Key governance adjustments • Board composition is capped at 10 directors, with executive, non-executive and independent members; at least three directors must be independent. • An Audit Committee, comprising three non-executive directors (two independent), replaces the traditional Supervisory Committee and assumes full oversight of financial reporting, internal control and auditor appointment. • Additional standing committees include Strategy & Sustainability, Nomination and Remuneration & Appraisal. • Independent directors gain expanded authority to convene board or shareholder meetings, engage external advisers and publicly solicit voting rights when minority interests are at risk.

Capital structure • Registered capital is RMB 1.90 billion, equal to 1,900,411,178 ordinary shares with a par value of RMB 1.00 each. • A-shares total 1,663,911,378, representing 87.56% of the share count. • H-shares total 236.50 million, or 12.44% of the share count.

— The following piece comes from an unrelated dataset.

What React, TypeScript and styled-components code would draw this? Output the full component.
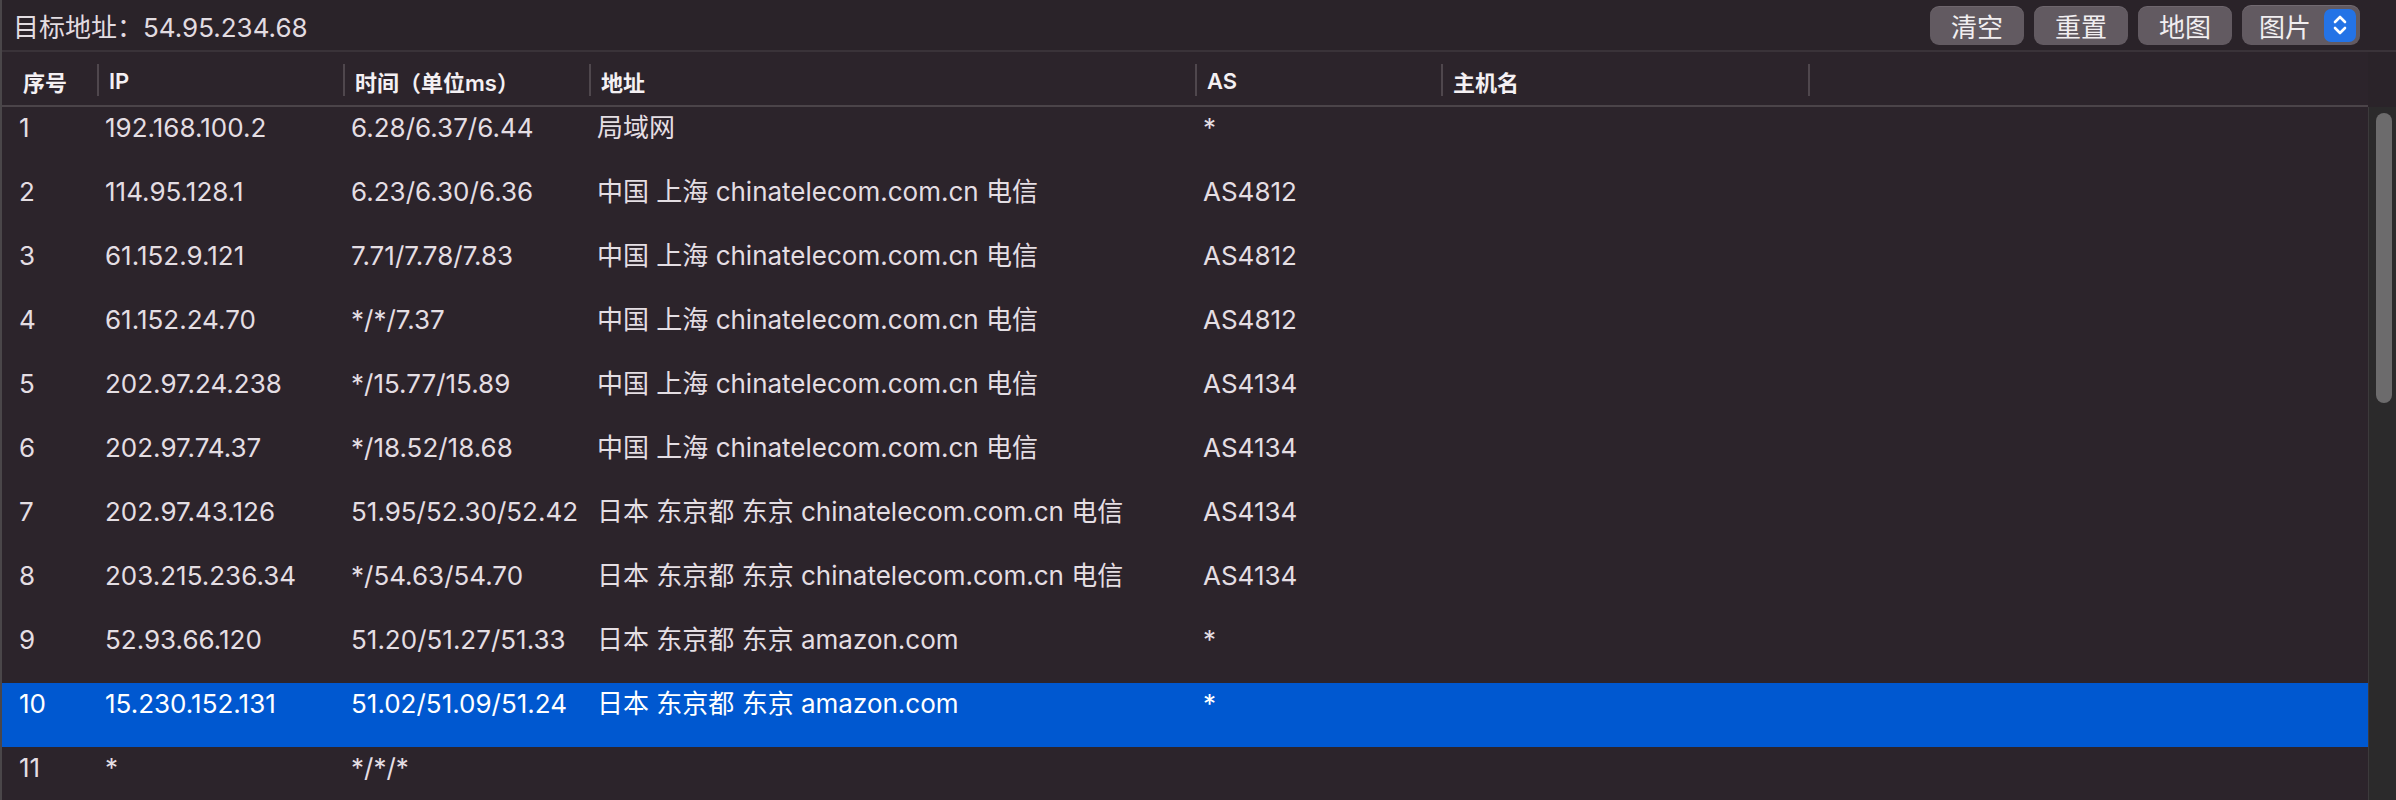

Share repurchase and major transactions • The Company may buy back shares only for specific purposes such as capital reduction, employee incentives or bond conversion; purchases related to incentives, bond conversion or value maintenance must be executed via centralised trading and, after repurchase, must be transferred or cancelled within three years. • Any single external guarantee exceeding 10% of net assets, or aggregate guarantees breaching 50% of net assets, require shareholder approval. • Asset acquisitions or disposals above 30% of total assets within 12 months must be approved at a general meeting.

Dividend and profit-distribution policy • CHIFENG GOLD favours cash dividends, targeting annual payouts and permitting interim dividends when conditions allow. • Cumulative cash dividends over any three-year period must reach at least 30% of the average annual distributable profit for those years. • Cash dividends are barred when audited reports carry modified opinions, when the debt-to-asset ratio exceeds 60%, or when net operating cash flow is negative. • Distribution must be completed within two months after approval by shareholders.

Shareholder rights and meeting procedures • Shareholders holding 10% of shares for 90 consecutive days can convene an extraordinary general meeting if the board fails to act. • Proposals from holders of at least 1% of shares can be added to meeting agendas with 10 days’ notice. • Separate counting and disclosure of minority shareholders’ votes is mandatory for material matters.

Internal controls and audit • A dedicated internal-audit function reports directly to the board and its Audit Committee, oversees risk management and prepares the annual internal-control evaluation. • The Articles require appointment of an external auditor each year, with remuneration set by shareholders.

Dissolution triggers • Statutory events include expiry of operating term, shareholder resolution, merger or division, licence revocation, or court-ordered dissolution. • Directors act as liquidators unless creditors request court intervention.

The Fourth-Amended Articles take effect immediately, superseding all prior versions and reinforcing CHIFENG GOLD’s commitment to transparent governance, shareholder protection and disciplined capital management.